## Rows from a dataset of pages and code
⟨
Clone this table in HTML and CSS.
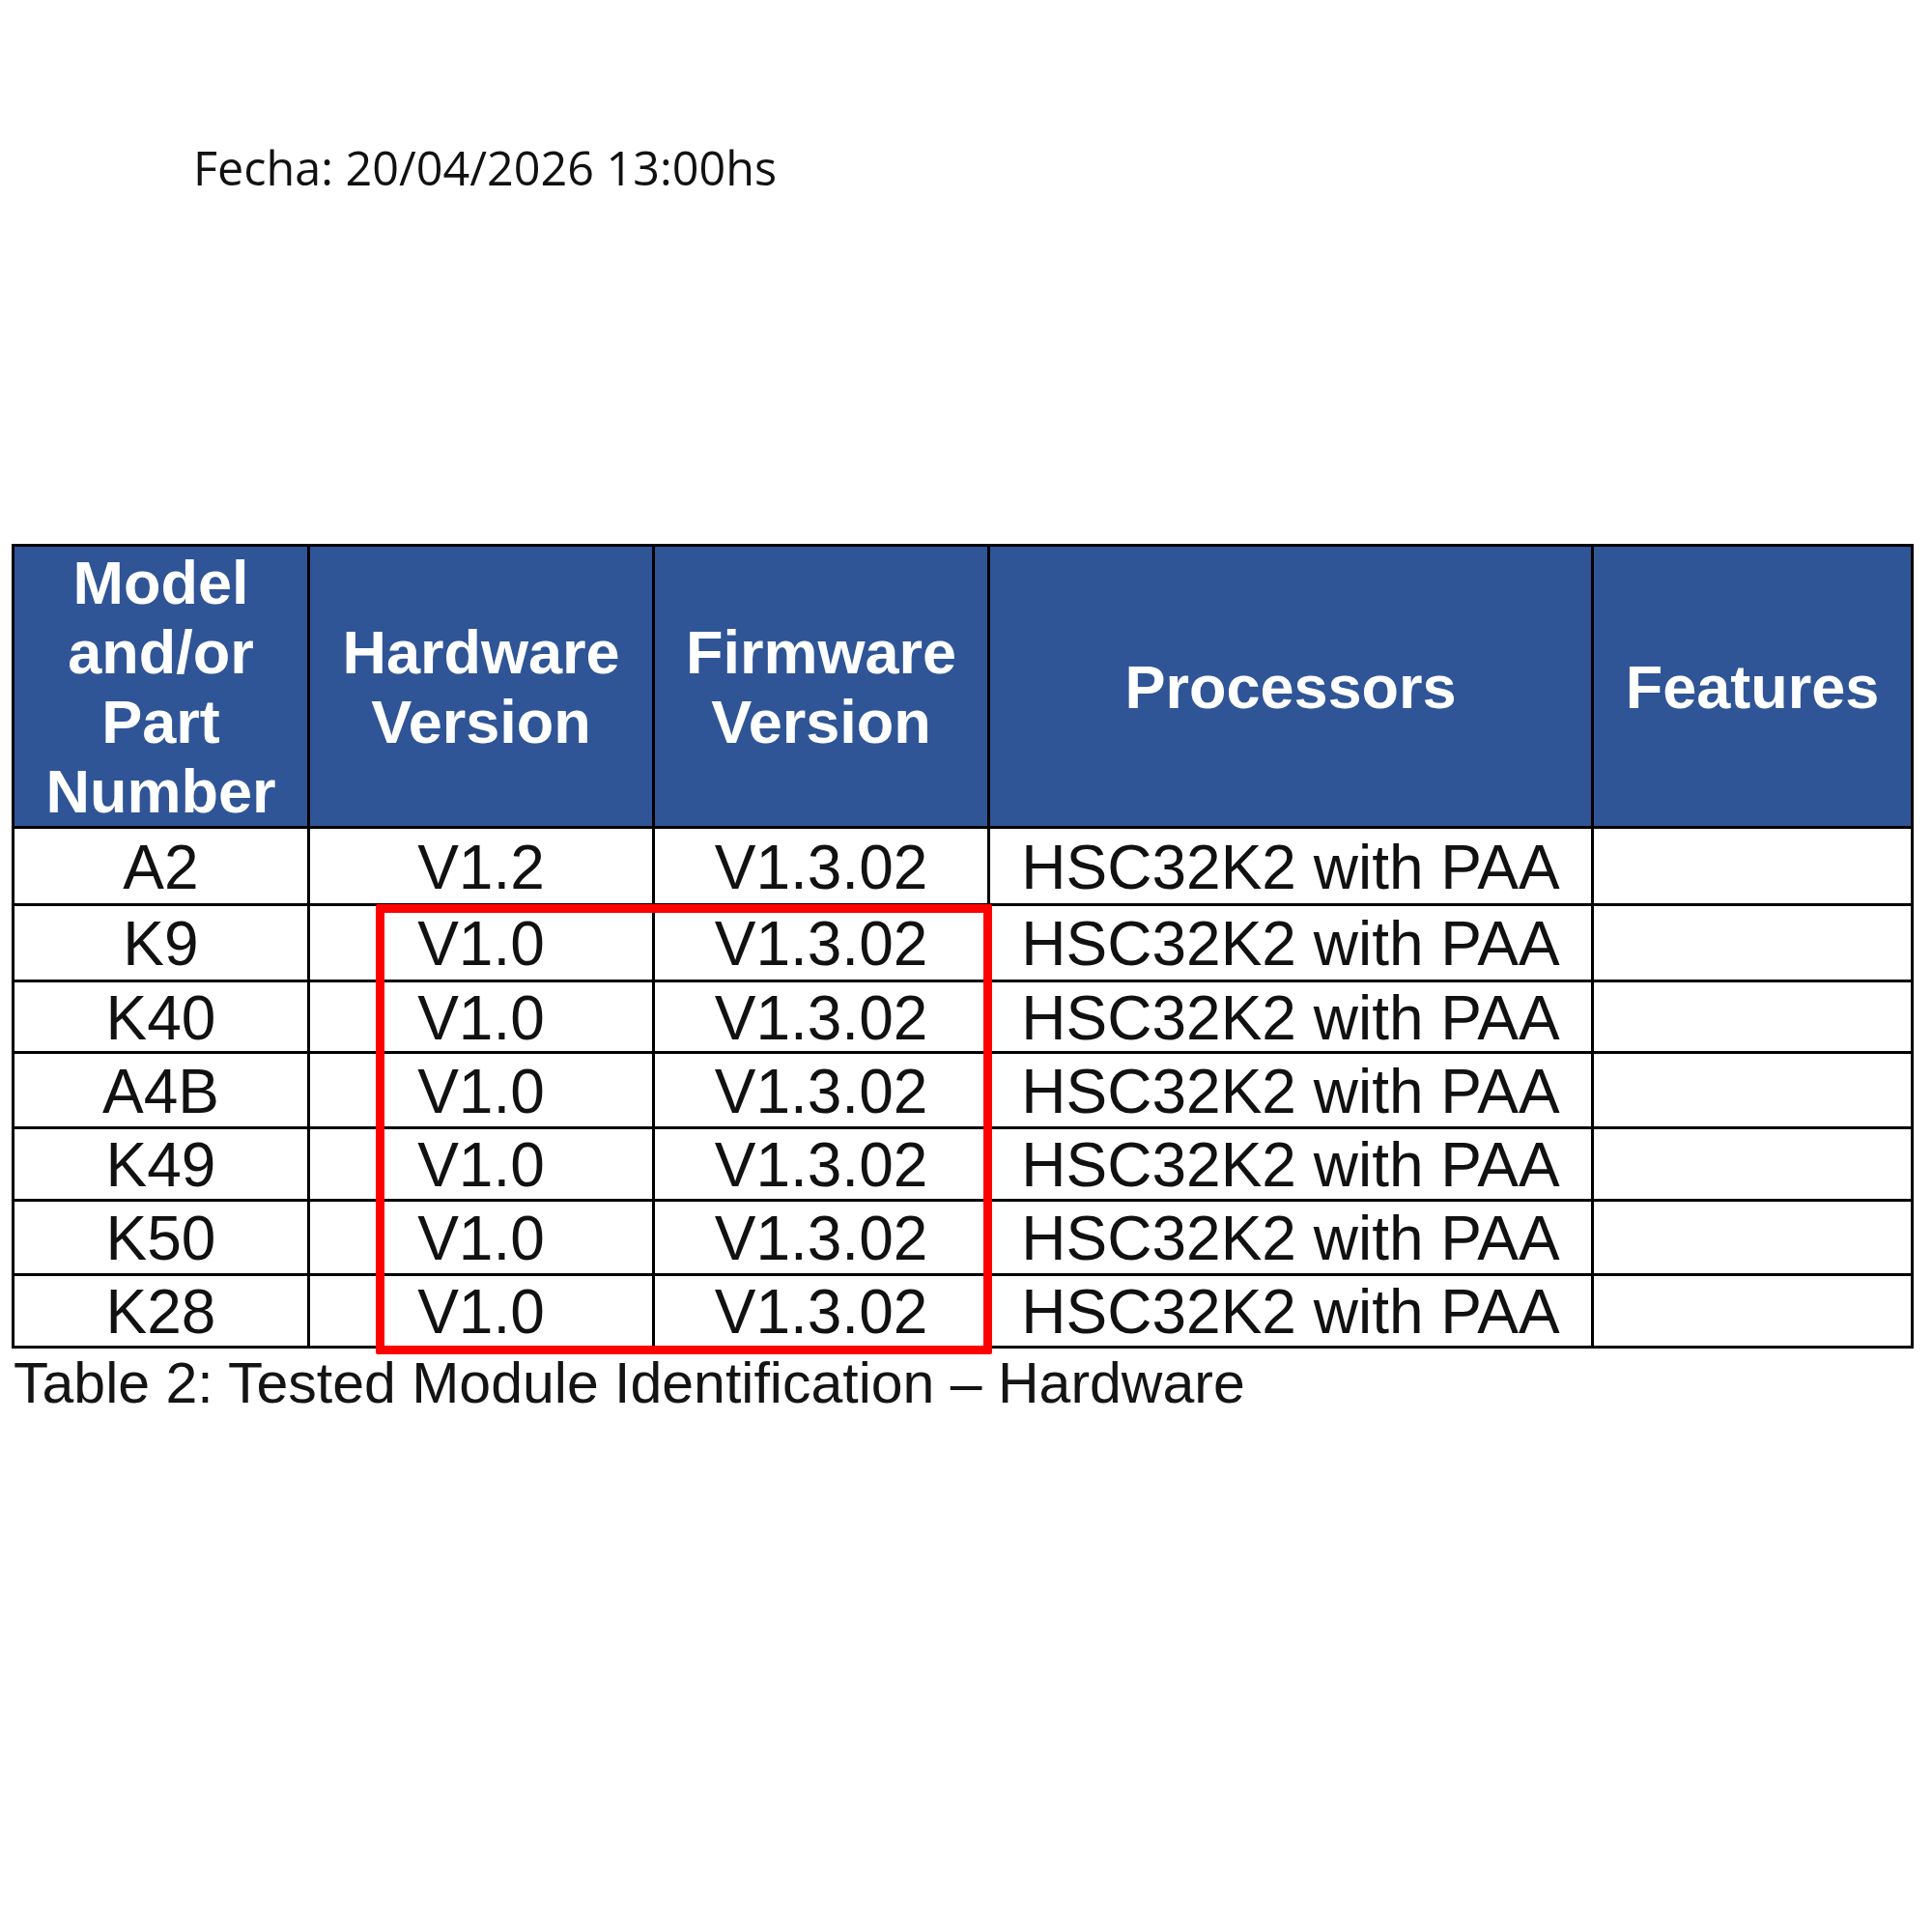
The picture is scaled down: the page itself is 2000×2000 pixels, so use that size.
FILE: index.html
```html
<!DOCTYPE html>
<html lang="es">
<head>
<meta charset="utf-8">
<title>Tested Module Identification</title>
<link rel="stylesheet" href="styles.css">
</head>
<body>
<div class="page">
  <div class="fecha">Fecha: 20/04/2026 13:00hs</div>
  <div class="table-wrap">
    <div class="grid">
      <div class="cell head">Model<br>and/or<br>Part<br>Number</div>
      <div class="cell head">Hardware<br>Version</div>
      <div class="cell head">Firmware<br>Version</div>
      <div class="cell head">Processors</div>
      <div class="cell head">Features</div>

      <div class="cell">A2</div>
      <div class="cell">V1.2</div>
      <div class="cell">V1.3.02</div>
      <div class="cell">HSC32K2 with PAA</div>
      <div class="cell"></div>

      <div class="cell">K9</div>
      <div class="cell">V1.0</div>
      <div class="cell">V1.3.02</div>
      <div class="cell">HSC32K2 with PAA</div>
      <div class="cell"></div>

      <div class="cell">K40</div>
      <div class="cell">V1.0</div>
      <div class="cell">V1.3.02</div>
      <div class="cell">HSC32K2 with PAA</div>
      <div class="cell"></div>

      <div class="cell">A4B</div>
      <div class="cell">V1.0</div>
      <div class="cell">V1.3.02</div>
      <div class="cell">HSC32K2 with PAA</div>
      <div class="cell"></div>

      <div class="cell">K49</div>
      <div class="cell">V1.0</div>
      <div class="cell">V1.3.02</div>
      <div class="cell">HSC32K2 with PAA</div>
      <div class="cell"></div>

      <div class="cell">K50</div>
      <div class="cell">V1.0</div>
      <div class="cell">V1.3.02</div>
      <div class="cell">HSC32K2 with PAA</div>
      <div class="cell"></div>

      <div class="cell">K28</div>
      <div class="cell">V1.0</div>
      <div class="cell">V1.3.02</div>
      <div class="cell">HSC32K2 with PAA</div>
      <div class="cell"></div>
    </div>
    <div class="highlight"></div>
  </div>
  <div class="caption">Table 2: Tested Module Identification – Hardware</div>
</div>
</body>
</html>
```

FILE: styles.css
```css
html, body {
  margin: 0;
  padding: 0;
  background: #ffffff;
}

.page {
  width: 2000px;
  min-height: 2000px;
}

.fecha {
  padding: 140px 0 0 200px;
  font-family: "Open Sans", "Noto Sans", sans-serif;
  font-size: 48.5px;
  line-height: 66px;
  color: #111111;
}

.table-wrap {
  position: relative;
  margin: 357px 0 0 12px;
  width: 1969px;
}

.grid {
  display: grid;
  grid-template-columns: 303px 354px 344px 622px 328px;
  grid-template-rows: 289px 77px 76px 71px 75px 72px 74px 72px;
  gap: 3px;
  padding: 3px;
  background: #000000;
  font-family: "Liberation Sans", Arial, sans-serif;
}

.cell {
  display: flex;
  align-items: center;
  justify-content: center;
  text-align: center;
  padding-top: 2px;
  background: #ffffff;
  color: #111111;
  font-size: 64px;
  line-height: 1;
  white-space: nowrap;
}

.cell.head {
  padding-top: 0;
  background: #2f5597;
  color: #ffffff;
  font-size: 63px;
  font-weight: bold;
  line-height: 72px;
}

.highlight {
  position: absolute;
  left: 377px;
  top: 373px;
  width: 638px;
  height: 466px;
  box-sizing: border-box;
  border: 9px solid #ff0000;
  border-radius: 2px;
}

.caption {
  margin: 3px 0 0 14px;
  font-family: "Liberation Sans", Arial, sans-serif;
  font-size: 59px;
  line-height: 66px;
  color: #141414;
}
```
⟩
⟨
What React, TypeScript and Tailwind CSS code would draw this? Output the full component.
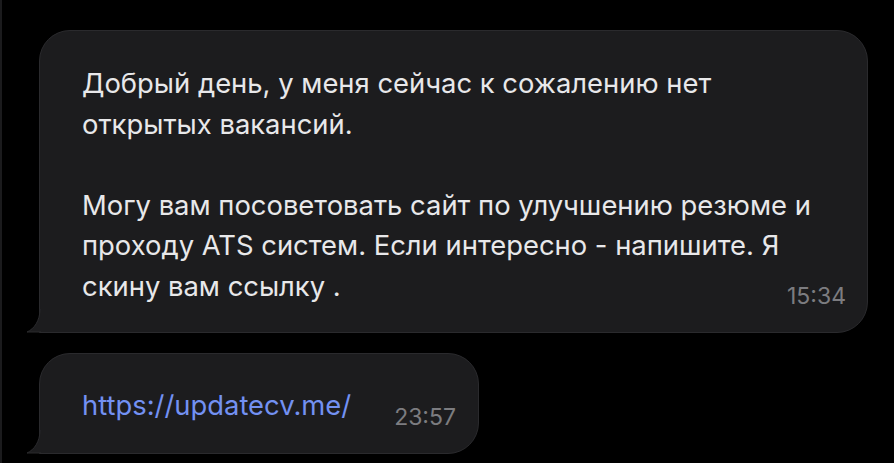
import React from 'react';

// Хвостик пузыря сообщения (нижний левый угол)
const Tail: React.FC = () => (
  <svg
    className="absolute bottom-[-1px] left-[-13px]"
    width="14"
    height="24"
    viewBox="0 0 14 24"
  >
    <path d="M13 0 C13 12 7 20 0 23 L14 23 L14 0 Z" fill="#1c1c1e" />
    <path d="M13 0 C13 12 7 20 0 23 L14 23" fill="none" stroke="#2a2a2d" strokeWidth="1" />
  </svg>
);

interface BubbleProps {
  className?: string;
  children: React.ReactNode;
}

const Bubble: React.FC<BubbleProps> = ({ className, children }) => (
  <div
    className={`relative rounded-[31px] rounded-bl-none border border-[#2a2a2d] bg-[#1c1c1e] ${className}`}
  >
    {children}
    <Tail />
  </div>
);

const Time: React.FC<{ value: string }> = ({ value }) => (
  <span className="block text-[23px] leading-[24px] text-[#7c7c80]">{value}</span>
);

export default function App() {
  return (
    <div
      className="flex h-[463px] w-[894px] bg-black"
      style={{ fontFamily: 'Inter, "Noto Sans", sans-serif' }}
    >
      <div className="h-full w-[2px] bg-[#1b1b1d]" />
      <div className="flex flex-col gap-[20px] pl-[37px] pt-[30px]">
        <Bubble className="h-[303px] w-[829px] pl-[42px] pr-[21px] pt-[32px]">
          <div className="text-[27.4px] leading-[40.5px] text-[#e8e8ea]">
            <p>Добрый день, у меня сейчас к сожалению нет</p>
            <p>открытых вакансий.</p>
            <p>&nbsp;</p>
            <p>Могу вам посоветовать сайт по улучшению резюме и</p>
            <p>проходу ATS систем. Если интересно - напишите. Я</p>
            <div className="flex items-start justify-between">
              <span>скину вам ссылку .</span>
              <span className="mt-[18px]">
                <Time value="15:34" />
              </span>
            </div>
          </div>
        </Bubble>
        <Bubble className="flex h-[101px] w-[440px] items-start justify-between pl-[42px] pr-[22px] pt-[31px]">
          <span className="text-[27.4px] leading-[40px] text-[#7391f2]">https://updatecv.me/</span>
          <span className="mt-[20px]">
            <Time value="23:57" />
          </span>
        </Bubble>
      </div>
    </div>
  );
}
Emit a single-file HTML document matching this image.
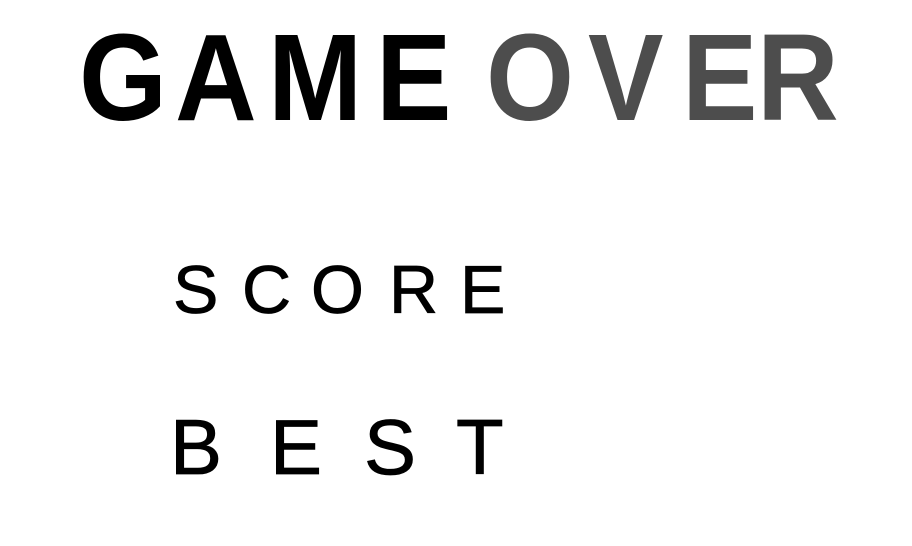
⟩
## WRITTEN INSTRUCTION
Say how many lines in the records hold "full", with the number as the whole reply.

## SOLVED EXERCISE
2